Walter Prichard Eaton: I always like to know, before I write, around just where I am going and coming out. It is almost essential to me. Otherwise I would write far too much. Often the story in detail, sometimes in actual plot, etc., changes itself as I go along. Then I have to stop and look ahead and see a new finish.
E. O. Foster: Owing to newspaper training, I mull over a story in my mind until I have it fairly complete before I begin to write. Then I write the story with the beginning of the plot and ending clearly in my mind, after which by means of "inserts" and "adds" I enlarge it.
Arthur O. Friel: I let the story tell itself. Straightaway as a whole. Ending not clearly in mind. Revise comparatively little. Sometimes I rewrite a section, but usually not. My main revision is with the idea of compression and compactness.
In writing, I don't lay out my story and get it all nicely framed up before starting to write. I start with a general idea which comes to me from God-knows-where, and soon I'm marching along with my characters without any very clear idea of where we're all going to wind up. We get into swamps and cut our way through the bush and clamber up on to a hill and maybe find something on the other side; one thing leads to another, and eventually we make a good finish. Then we review our course, see where we went up a box-canyon which got us nowhere, and delete that place from the record of our trip; that's our "revision."
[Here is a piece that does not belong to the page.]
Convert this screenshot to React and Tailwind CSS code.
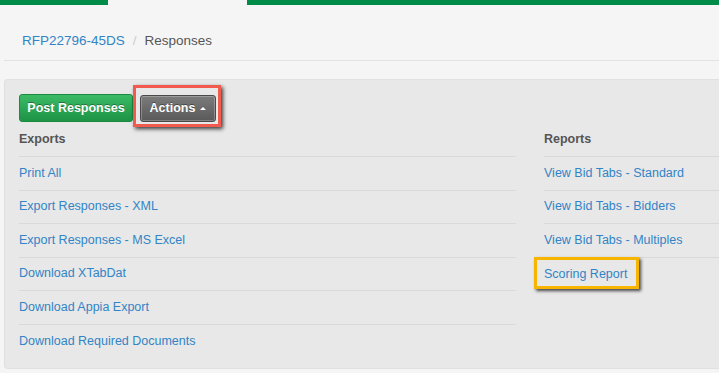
import React from 'react'

const EXPORTS = [
  'Print All',
  'Export Responses - XML',
  'Export Responses - MS Excel',
  'Download XTabDat',
  'Download Appia Export',
  'Download Required Documents',
]

const REPORTS = [
  'View Bid Tabs - Standard',
  'View Bid Tabs - Bidders',
  'View Bid Tabs - Multiples',
  'Scoring Report',
]

function LinkRow({ label, last, highlight }) {
  return (
    <div className={`relative h-[33.5px] flex items-center ${last ? '' : 'border-b border-[#d9d9d9]'}`}>
      <a className="text-[12.5px] text-[#3284c6] cursor-pointer">{label}</a>
      {highlight && (
        <div className="absolute left-[-10px] top-[-1px] w-[105px] h-[32px] border-[3.5px] border-[#f7b500] shadow-[2px_2px_3px_rgba(0,0,0,0.7)]" />
      )}
    </div>
  )
}

export default function App() {
  return (
    <div className="w-[719px] h-[373px] overflow-hidden bg-[#f5f5f5] font-['Liberation_Sans',Arial,sans-serif]">
      {/* top tab strip */}
      <div className="flex h-[5px]">
        <div className="w-[108px] bg-[#008c48]" />
        <div className="w-[139px]" />
        <div className="flex-1 bg-[#008c48]" />
      </div>

      {/* breadcrumb */}
      <div className="ml-[4px] w-[900px] h-[56px] border-b border-[#e3e3e3] pl-[18px] pt-[26px]">
        <div className="flex items-center text-[13.5px] leading-[20px]">
          <a className="text-[#3284c6]">RFP22796-45DS</a>
          <span className="text-[#cccccc] px-[8px]">/</span>
          <span className="text-[#555555]">Responses</span>
        </div>
      </div>

      {/* panel */}
      <div className="mt-[18px] ml-[4px] w-[900px] bg-[#e8e8e8] border-t border-l border-b border-[#e0e0e0] rounded-l-[4px] pt-[14px] pl-[14px] pb-[10px]">
        <div className="flex items-start h-[28px]">
          <button className="w-[114px] h-[28px] rounded-[3px] border border-[#1b8a3f] bg-gradient-to-b from-[#3bbb66] to-[#1c9345] text-white text-[12.5px] font-bold [text-shadow:0_-1px_0_rgba(0,0,0,0.35)]">
            Post Responses
          </button>
          <div className="relative ml-[7px] mt-[1px]">
            <button className="w-[76px] h-[27px] rounded-[3px] border border-[#4a4a4a] bg-gradient-to-b from-[#7c7c7c] to-[#595959] shadow-[inset_0_0_0_1px_rgba(255,255,255,0.25)] text-white text-[12.5px] font-bold flex items-center justify-center gap-[5px] [text-shadow:0_-1px_0_rgba(0,0,0,0.4)]">
              Actions
              <span className="w-0 h-0 border-x-[3px] border-x-transparent border-b-[3px] border-b-white" />
            </button>
            <div className="absolute left-[-7px] top-[-10px] w-[88px] h-[42px] border-[3.5px] border-[#f15a4d] shadow-[2px_2px_4px_rgba(0,0,0,0.75)]" />
          </div>
        </div>

        <div className="flex">
          <div className="w-[497px]">
            <div className="h-[35px] border-b border-[#d9d9d9] flex items-center pt-[1px] text-[12.5px] font-bold text-[#555555]">
              Exports
            </div>
            {EXPORTS.map((e, i) => (
              <LinkRow key={e} label={e} last={i === EXPORTS.length - 1} />
            ))}
          </div>
          <div className="ml-[28px] w-[360px]">
            <div className="h-[35px] border-b border-[#d9d9d9] flex items-center pt-[1px] text-[12.5px] font-bold text-[#555555]">
              Reports
            </div>
            {REPORTS.map((r, i) => (
              <LinkRow key={r} label={r} last={i === REPORTS.length - 1} highlight={r === 'Scoring Report'} />
            ))}
          </div>
        </div>
      </div>
    </div>
  )
}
This, of course, is all wrong from the view-point of folks who love to systematize everything; but it's my way of traveling through a story, and I get there just the same. I have tried, on a number of occasions in the past, to make my characters and events fit a more-or-less definite idea of mine as to what they were to do, but it didn't work; they just took matters into their own hands and did all kinds of things I never meant them to, and all I could do was to trail along; and, darn 'em, they made a far better yarn of it than I'd ever have made if I'd clubbed them into submission. So now I've learned to let them do as they will, after I've brought them together in a certain place and started them on their way.
J. U. Giesy: Taking the germ, the "seed" of mental possibilities, I, as it were, plant it and proceed to cultivate it many times for months, letting it grow subconsciously, save for intervals when I water it by objective examination and conscious reviewing. In this way I "rough it in"—gain a general outline of the plot and action from first to last, with the ending always indicated at least. I then write it, filling in details on the main framework as I go along.
George Gilbert: Never map out, unless a little on novelettes and serials. Ending always in view. Never revise plot; sometimes revise diction materially, always some.
Kenneth Gilbert: All the mapping in advance is done in my mind, and I write the story straightaway. Of course, the tale develops and fills out as I write. I write carefully, and I find that I have but little revising to do; usually none at all. Newspaper training, whereby the first draft must be the last, may account for this care in preparing the manuscript. I always have a good general idea of the ending in my mind before I begin, and I have never been able to understand how others can go along without knowing what the next paragraph will be, unless they are willing to rewrite the story several times. I have always proceeded on the assumption that a good short story is "a dramatic tale objectively told." How may it be "objectively told" without the object in mind?
Holworthy Hall: I plan a story in advance only in so far as the development of the main situation is concerned. The ending, however, must be clearly in mind. I usually take as much time to write the first two paragraphs as to write all the rest of the first draft. Ordinarily I complete a first draft in a day or two—and a revision in ten days; but the time taken in revision is generally for style, and not for treatment. That is because, in the first draft, the sequence must be right, or I make it right before going ahead. I ought to say here that by a "day" I mean a working day of ten to sixteen hours.
Richard Matthews Hallet: I have to have a pretty definite scheme, a sequence of events with a denouement very clearly in mind, before doing much writing. This probably comes from being a cripple in the art. Scott certainly didn't. He wrote The Bride of Lammermoor when he was so nearly out of his head with pain that when the proofs came in he read them, he asserts, as if they were the work of another hand altogether. William de Morgan, to give a late instance, said he let the story drip off his pen-point. If I did this, it would drool, not drip.